Just because we have done something doesn’t mean we have to continue to do so if it no longer makes sense. (For example, chocolate chips have risen dramatically in price so I’ve been using recipes that don’t call for them.) Times change, and we have to change accordingly. The price of a portion of food per person at a wedding has risen dramatically, so who says we have to hold big dinners? Perhaps it’s time to look at alternative structures for these events (e.g., different categories of guests such as neighbors or coworkers invited to sheva brachos rather than the seudah). Weddings in 1926 looked one way, as per the needs of the time; now, in 2026, is it not time to change things again in line with the actual circumstances on the ground?

I know of at least one UK community in which the majority of families receive hachnassas kallah assistance in making a chasunah. Does that make sense? Help should be available for the few who cannot manage — once this becomes the majority, it means the system is no longer working.

But how do you make your child be the one who cuts back on their chasunah or doesn’t begin married life in Eretz Yisrael, which is an expense most parents can little afford? Is it fair? Will it affect their chances of shidduchim? These are extremely relevant questions for an issue too big and problematic to leave as is.

Perhaps parents can begin the discussion with their children before they enter shidduchim, letting them know what recourses are available and showing them, for example, how they could give more for a down payment if they configure the wedding differently.

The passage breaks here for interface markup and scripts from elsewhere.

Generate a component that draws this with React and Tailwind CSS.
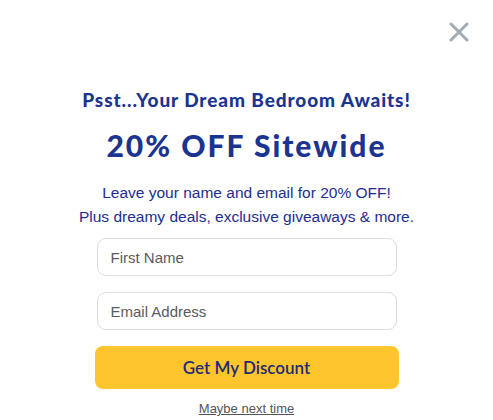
export default function App() {
  return (
    <div className="relative w-[493px] h-[420px] bg-white overflow-hidden">
      <button
        aria-label="Close"
        className="absolute left-[449px] top-[22px] w-[20px] h-[20px] flex items-center justify-center"
      >
        <svg width="20" height="20" viewBox="0 0 20 20">
          <path d="M2 2 L18 18 M18 2 L2 18" stroke="#a3abb1" strokeWidth="3" strokeLinecap="round" />
        </svg>
      </button>

      <div className="flex flex-col items-center pt-[87px]">
        <h2 className="text-[19px] leading-[26px] font-black text-[#1b3490] font-['Lato','Noto_Sans',sans-serif] tracking-[0.9px] whitespace-nowrap">
          Psst...Your Dream Bedroom Awaits!
        </h2>
        <h1 className="mt-[14px] text-[30px] leading-[36px] font-black text-[#1b3490] font-['Lato','Noto_Sans',sans-serif] tracking-[2px] whitespace-nowrap">
          20% OFF Sitewide
        </h1>
        <div className="mt-[18px] flex flex-col items-center text-[15.5px] leading-[24px] text-[#1d2e8f] font-['Liberation_Sans',Arial,sans-serif] whitespace-nowrap">
          <p>Leave your name and email for 20% OFF!</p>
          <p>Plus dreamy deals, exclusive giveaways &amp; more.</p>
        </div>

        <form className="mt-[9px] flex flex-col items-center gap-[16px]">
          <input
            type="text"
            placeholder="First Name"
            className="w-[300px] h-[38px] rounded-[9px] border border-[#dddddd] px-[13px] text-[15px] font-['Liberation_Sans',Arial,sans-serif] placeholder:text-[#5b5b5b] outline-none"
          />
          <input
            type="email"
            placeholder="Email Address"
            className="w-[300px] h-[38px] rounded-[9px] border border-[#dddddd] px-[13px] text-[15px] font-['Liberation_Sans',Arial,sans-serif] placeholder:text-[#5b5b5b] outline-none"
          />
          <button
            type="button"
            className="w-[304px] h-[43px] rounded-[8px] bg-[#fec52c] text-[#1e2a78] text-[17px] font-semibold font-['Lato','Noto_Sans',sans-serif]"
          >
            Get My Discount
          </button>
        </form>

        <a
          href="#"
          className="mt-[12px] text-[13px] leading-[16px] text-[#555555] underline font-['Liberation_Sans',Arial,sans-serif]"
        >
          Maybe next time
        </a>
      </div>
    </div>
  );
}
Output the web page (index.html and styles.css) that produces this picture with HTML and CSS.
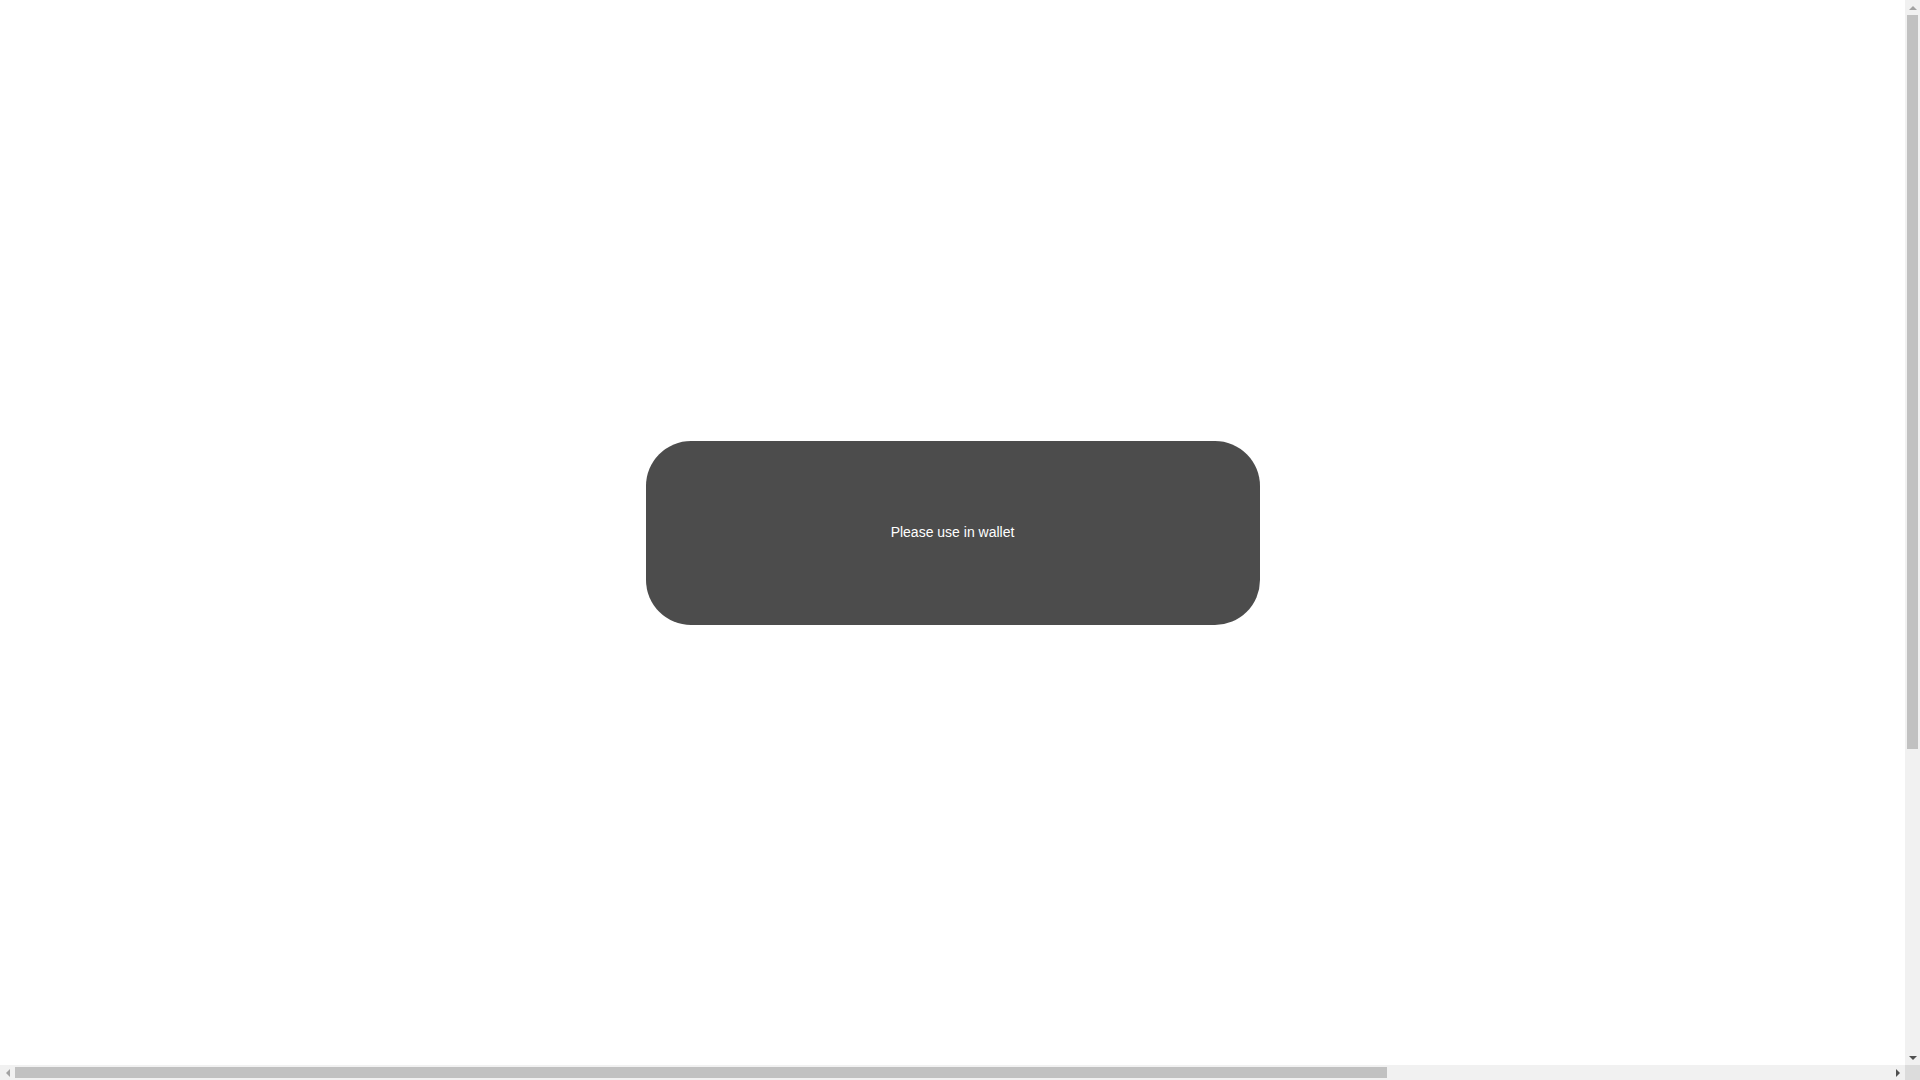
FILE: index.html
```html
<!DOCTYPE html>
<html lang="en">
<head>
<meta charset="utf-8">
<title>Wallet</title>
<link rel="stylesheet" href="styles.css">
</head>
<body>
<div class="frame">
  <main class="viewport">
    <div class="toast">
      <span class="toast-text">Please use in wallet</span>
    </div>
  </main>
  <div class="vbar">
    <div class="arrow arrow-up"></div>
    <div class="vtrack"><div class="vthumb"></div></div>
    <div class="arrow arrow-down"></div>
  </div>
  <div class="hbar">
    <div class="arrow arrow-left"></div>
    <div class="htrack"><div class="hthumb"></div></div>
    <div class="arrow arrow-right"></div>
  </div>
  <div class="corner"></div>
</div>
</body>
</html>
```
FILE: styles.css
```css
html, body {
  margin: 0;
  padding: 0;
  height: 100%;
  overflow: hidden;
  background: #ffffff;
  font-family: "Liberation Sans", Arial, sans-serif;
}
.frame {
  width: 100vw;
  height: 100vh;
  display: grid;
  grid-template-columns: 1fr 15px;
  grid-template-rows: 1fr 15px;
}
.viewport {
  display: flex;
  align-items: center;
  justify-content: center;
  background: #ffffff;
}
.toast {
  box-sizing: border-box;
  width: 614px;
  height: 184px;
  padding-bottom: 2px;
  border-radius: 45px;
  background: rgba(0, 0, 0, 0.7);
  display: flex;
  align-items: center;
  justify-content: center;
}
.toast-text {
  color: #ffffff;
  font-size: 14px;
  line-height: 18px;
}
.vbar {
  background: #f1f1f1;
  display: flex;
  flex-direction: column;
}
.hbar {
  background: #f1f1f1;
  display: flex;
  flex-direction: row;
}
.corner {
  background: #dcdcdc;
}
.arrow {
  width: 15px;
  height: 15px;
  flex: none;
  display: flex;
  align-items: center;
  justify-content: center;
}
.arrow::before {
  content: "";
  width: 0;
  height: 0;
  border-style: solid;
}
.arrow-up::before {
  border-width: 0 4px 4px 4px;
  border-color: transparent transparent #a3a3a3 transparent;
}
.arrow-down::before {
  border-width: 4px 4px 0 4px;
  border-color: #505050 transparent transparent transparent;
}
.arrow-left::before {
  border-width: 4px 4px 4px 0;
  border-color: transparent #a3a3a3 transparent transparent;
}
.arrow-right::before {
  border-width: 4px 0 4px 4px;
  border-color: transparent transparent transparent #505050;
}
.vtrack {
  flex: 1;
  padding: 0 2px;
}
.vthumb {
  height: 734px;
  background: #c1c1c1;
}
.htrack {
  flex: 1;
  padding: 2px 0;
}
.hthumb {
  width: 1372px;
  height: 100%;
  background: #c1c1c1;
}
```
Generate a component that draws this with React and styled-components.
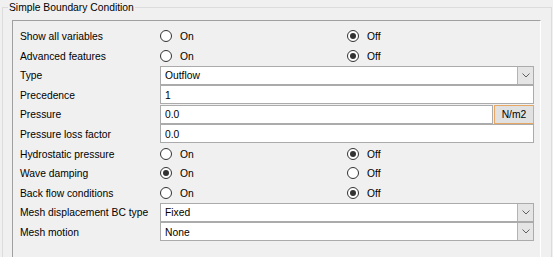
import React from "react"
import styled, { createGlobalStyle } from "styled-components"

const GlobalStyle = createGlobalStyle`
  html, body {
    margin: 0;
    overflow: hidden;
    background: #f0f0f0;
  }
  body {
    font-family: "Liberation Sans", Arial, sans-serif;
    font-size: 10.3px;
    color: #000;
  }
`

const Group = styled.fieldset`
  margin: 0 0 0 2px;
  width: 550px;
  box-sizing: border-box;
  border: 1px solid #dcdcdc;
  padding: 0 10px 0 9px;
`

const Legend = styled.legend`
  margin-left: -4px;
  padding: 2px 1px 0;
  line-height: 12px;
`

const Panel = styled.div`
  margin-top: 6px;
  border-top: 1px solid #a0a0a0;
  border-left: 1px solid #a0a0a0;
  border-right: 1px solid #fff;
  padding: 5.2px 6px 30px 7px;
  display: flex;
  flex-direction: column;
`

const Row = styled.div`
  display: grid;
  grid-template-columns: 140px 1fr;
  align-items: center;
  height: 19.6px;
`

const Label = styled.span`
  white-space: nowrap;
  line-height: 13px;
  padding-top: 1px;
`

const Options = styled.div`
  display: grid;
  grid-template-columns: 187px 1fr;
  align-items: center;
`

const Option = styled.span`
  display: inline-flex;
  align-items: center;
  gap: 8px;
  line-height: 13px;
`

const Circle = styled.span`
  width: 12px;
  height: 12px;
  box-sizing: border-box;
  border-radius: 50%;
  border: 1px solid #333;
  background: #fff;
  display: flex;
  align-items: center;
  justify-content: center;

  &::after {
    content: "";
    width: 6px;
    height: 6px;
    border-radius: 50%;
    background: ${(p) => (p.$checked ? "#333" : "transparent")};
  }
`

const Caption = styled.span`
  padding-top: 1px;
`

const Line = styled.div`
  display: flex;
  gap: 1px;
  height: 19px;
`

const Field = styled.div`
  flex: 1;
  height: 19px;
  box-sizing: border-box;
  background: #fff;
  border: 1px solid #ababab;
  display: flex;
  align-items: center;
  padding: 1px 0 0 4px;
  line-height: 13px;
`

const Value = styled.span`
  flex: 1;
`

const DropButton = styled.span`
  width: 16px;
  height: calc(100% + 1px);
  margin-top: -1px;
  box-sizing: border-box;
  background: #e5e5e5;
  border-left: 1px solid #b4b4b4;
  display: flex;
  align-items: center;
  justify-content: center;
`

const UnitButton = styled.span`
  width: 40px;
  height: 19px;
  box-sizing: border-box;
  background: #e1e1e1;
  border: 1px solid #e6a765;
  display: flex;
  align-items: center;
  justify-content: center;
  padding-top: 1px;
  line-height: 13px;
`

function Radio({ on }) {
  return (
    <Options>
      <Option>
        <Circle $checked={on} />
        <Caption>On</Caption>
      </Option>
      <Option>
        <Circle $checked={!on} />
        <Caption>Off</Caption>
      </Option>
    </Options>
  )
}

function Combo({ value }) {
  return (
    <Field>
      <Value>{value}</Value>
      <DropButton>
        <svg width="8" height="5" viewBox="0 0 8 5">
          <path d="M0.5 0.5 L4 4 L7.5 0.5" fill="none" stroke="#606060" strokeWidth="1" />
        </svg>
      </DropButton>
    </Field>
  )
}

export default function App() {
  return (
    <>
      <GlobalStyle />
      <Group>
        <Legend>Simple Boundary Condition</Legend>
        <Panel>
          <Row>
            <Label>Show all variables</Label>
            <Radio on={false} />
          </Row>
          <Row>
            <Label>Advanced features</Label>
            <Radio on={false} />
          </Row>
          <Row>
            <Label>Type</Label>
            <Combo value="Outflow" />
          </Row>
          <Row>
            <Label>Precedence</Label>
            <Field>1</Field>
          </Row>
          <Row>
            <Label>Pressure</Label>
            <Line>
              <Field>0.0</Field>
              <UnitButton>N/m2</UnitButton>
            </Line>
          </Row>
          <Row>
            <Label>Pressure loss factor</Label>
            <Field>0.0</Field>
          </Row>
          <Row>
            <Label>Hydrostatic pressure</Label>
            <Radio on={false} />
          </Row>
          <Row>
            <Label>Wave damping</Label>
            <Radio on={true} />
          </Row>
          <Row>
            <Label>Back flow conditions</Label>
            <Radio on={false} />
          </Row>
          <Row>
            <Label>Mesh displacement BC type</Label>
            <Combo value="Fixed" />
          </Row>
          <Row>
            <Label>Mesh motion</Label>
            <Combo value="None" />
          </Row>
        </Panel>
      </Group>
    </>
  )
}
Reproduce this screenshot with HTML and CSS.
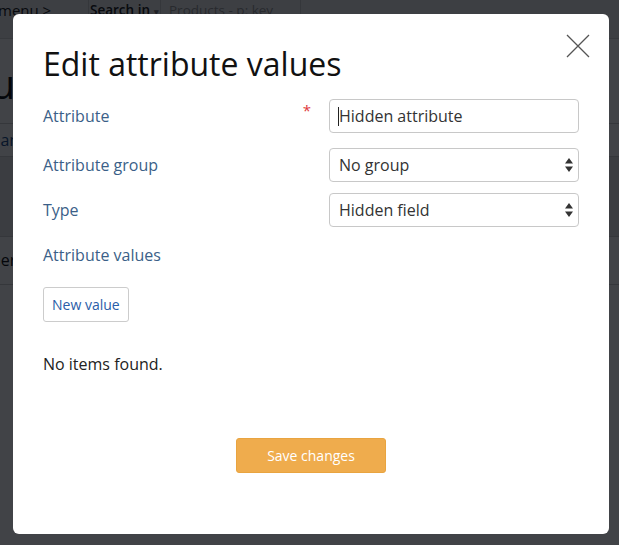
FILE: index.html
```html
<!DOCTYPE html>
<html>
<head>
<meta charset="utf-8">
<link rel="stylesheet" href="styles.css">
</head>
<body>
<div class="page">
  <header class="topbar">
    <span class="crumb">menu &gt;</span>
    <div class="search">
      <span class="search-in">Search in <span class="caret">▾</span></span>
      <span class="search-field">Products - p: key</span>
    </div>
  </header>
  <div class="page-body">
    <h1 class="page-title">Attribut</h1>
    <div class="tabs"><span class="tab">Man</span></div>
    <div class="toolbar"></div>
    <div class="row-item"><span class="row-text">Order</span></div>
  </div>
</div>

<div class="backdrop"></div>

<div class="modal" role="dialog">
  <button class="close" aria-label="Close">
    <svg width="24" height="24" viewBox="0 0 24 24"><path d="M1 1 L23 23 M23 1 L1 23" stroke="#555" stroke-width="1.3" fill="none"/></svg>
  </button>
  <h2 class="modal-title">Edit attribute values</h2>
  <form class="form">
    <div class="form-row">
      <label class="label">Attribute<span class="req">*</span></label>
      <div class="control">
        <input class="input" type="text" value="Hidden attribute">
        <span class="cursor"></span>
      </div>
    </div>
    <div class="form-row gap-lg">
      <label class="label">Attribute group</label>
      <div class="control">
        <select class="input select"><option>No group</option></select>
        <svg class="arrows" width="8" height="14" viewBox="0 0 8 14"><path d="M4 0 L8 5.5 L0 5.5 Z M4 14 L8 8.5 L0 8.5 Z" fill="#333"/></svg>
      </div>
    </div>
    <div class="form-row">
      <label class="label">Type</label>
      <div class="control">
        <select class="input select"><option>Hidden field</option></select>
        <svg class="arrows" width="8" height="14" viewBox="0 0 8 14"><path d="M4 0 L8 5.5 L0 5.5 Z M4 14 L8 8.5 L0 8.5 Z" fill="#333"/></svg>
      </div>
    </div>
    <div class="form-row">
      <label class="label">Attribute values</label>
    </div>
    <div class="new-wrap"><button type="button" class="btn-default">New value</button></div>
    <p class="empty">No items found.</p>
    <div class="actions"><button type="button" class="btn-primary">Save changes</button></div>
  </form>
</div>
</body>
</html>
```
FILE: styles.css
```css
* { box-sizing: border-box; }
html, body { margin: 0; padding: 0; }
body {
  width: 619px;
  height: 545px;
  overflow: hidden;
  font-family: "Open Sans", "Noto Sans", sans-serif;
  background: #fafafa;
  position: relative;
}
.page { width: 619px; height: 545px; overflow: hidden; }
.topbar {
  height: 39px;
  background: #ececec;
  border-bottom: 1px solid #d5d5d5;
  display: flex;
  align-items: flex-start;
}
.crumb {
  width: 90px;
  margin-left: -2px;
  font-size: 15px;
  line-height: 20px;
  color: #222;
  white-space: nowrap;
}
.search {
  display: flex;
  height: 38px;
  border-left: 1px solid #ccc;
  border-right: 1px solid #ccc;
  width: 213px;
}
.search-in {
  width: 72px;
  padding-left: 1px;
  font-size: 13.5px;
  line-height: 20px;
  font-weight: 600;
  color: #222;
  border-right: 1px solid #ccc;
  white-space: nowrap;
}
.caret { font-size: 9px; color: #777; }
.search-field {
  padding-left: 8px;
  font-size: 13.5px;
  line-height: 20px;
  color: #999;
  white-space: nowrap;
}
.page-body { position: relative; }
.page-title {
  margin: 0;
  height: 84px;
  padding-top: 20px;
  margin-left: -114px;
  font-size: 40px;
  line-height: 50px;
  font-weight: 400;
  color: #111;
  white-space: nowrap;
}
.tabs {
  height: 34px;
  border-top: 1px solid #ccc;
  border-bottom: 1px solid #ccc;
  margin-left: -14px;
  font-size: 16px;
  line-height: 32px;
  color: #1d4f8a;
}
.toolbar {
  height: 80px;
  background: #e2e2e2;
  border-bottom: 1px solid #ccc;
}
.row-item {
  height: 48px;
  border-bottom: 1px solid #ccc;
  margin-left: -28px;
  font-size: 16px;
  line-height: 46px;
  color: #111;
  white-space: nowrap;
}
.backdrop {
  position: absolute;
  inset: 0;
  background: rgba(0, 3, 8, 0.74);
}
.modal {
  position: absolute;
  left: 13px;
  top: 14px;
  width: 596px;
  height: 520px;
  background: #fff;
  border-radius: 6px;
  padding: 0 30px;
}
.close {
  position: absolute;
  right: 19px;
  top: 20px;
  width: 24px;
  height: 24px;
  padding: 0;
  border: 0;
  background: none;
}
.close svg { display: block; }
.modal-title {
  margin: 0;
  padding-top: 28px;
  height: 85px;
  font-size: 32px;
  font-weight: 400;
  color: #111;
}
.form { display: flex; flex-direction: column; }
.form-row {
  display: grid;
  grid-template-columns: 1fr 250px;
  column-gap: 18px;
  align-items: center;
  min-height: 34px;
  margin-bottom: 11px;
}
.form-row.gap-lg { margin-top: 4px; }
.label {
  display: flex;
  justify-content: space-between;
  font-size: 16px;
  color: #3b5f88;
}
.req { color: #e0393e; font-size: 15px; line-height: 1; margin-top: -2px; }
.control { position: relative; height: 34px; }
.input {
  width: 250px;
  height: 34px;
  border: 1px solid #c8c8c8;
  border-radius: 4px;
  padding: 0 9px;
  font-family: inherit;
  font-size: 16px;
  color: #333;
  background: #fff;
  outline: none;
  appearance: none;
  -webkit-appearance: none;
}
.cursor {
  position: absolute;
  left: 9px;
  top: 8px;
  width: 1px;
  height: 19px;
  background: #222;
}
.arrows {
  position: absolute;
  right: 6px;
  top: 10px;
  pointer-events: none;
}
.new-wrap { margin-top: 4px; }
.btn-default {
  height: 35px;
  padding: 0 8px;
  border: 1px solid #ccc;
  border-radius: 3px;
  background: #fff;
  font-family: inherit;
  font-size: 14px;
  color: #2a5da8;
}
.empty {
  margin: 31px 0 0;
  font-size: 16px;
  color: #222;
}
.actions {
  display: flex;
  justify-content: center;
  margin-top: 63px;
}
.btn-primary {
  width: 150px;
  height: 35px;
  border: 1px solid #e9a440;
  border-radius: 3px;
  background: #efac4d;
  color: #fff;
  font-family: inherit;
  font-size: 14px;
}
```
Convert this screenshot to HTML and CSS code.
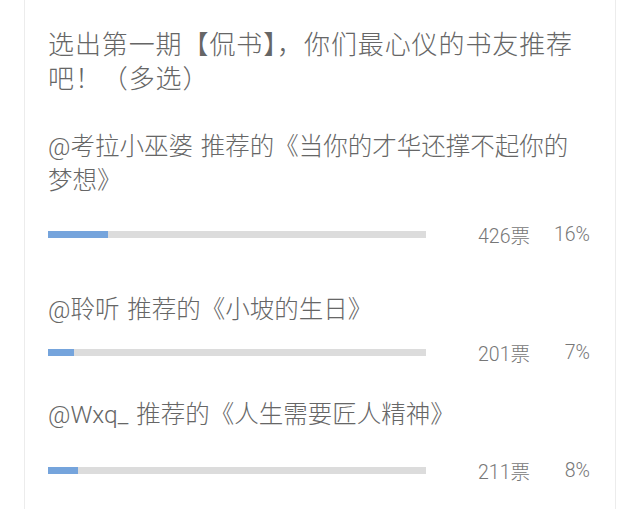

As for bochurim and sem girls: If you’re reading this, know that your parents love you so much that they’re reluctant to open the discussion. So how about you turn the tables and approach your parents with what you are willing to do differently? Removing an enormous financial burden from your parents is something you’ll only be more and more grateful that you did, as you mature and appreciate the ramifications of such a gesture.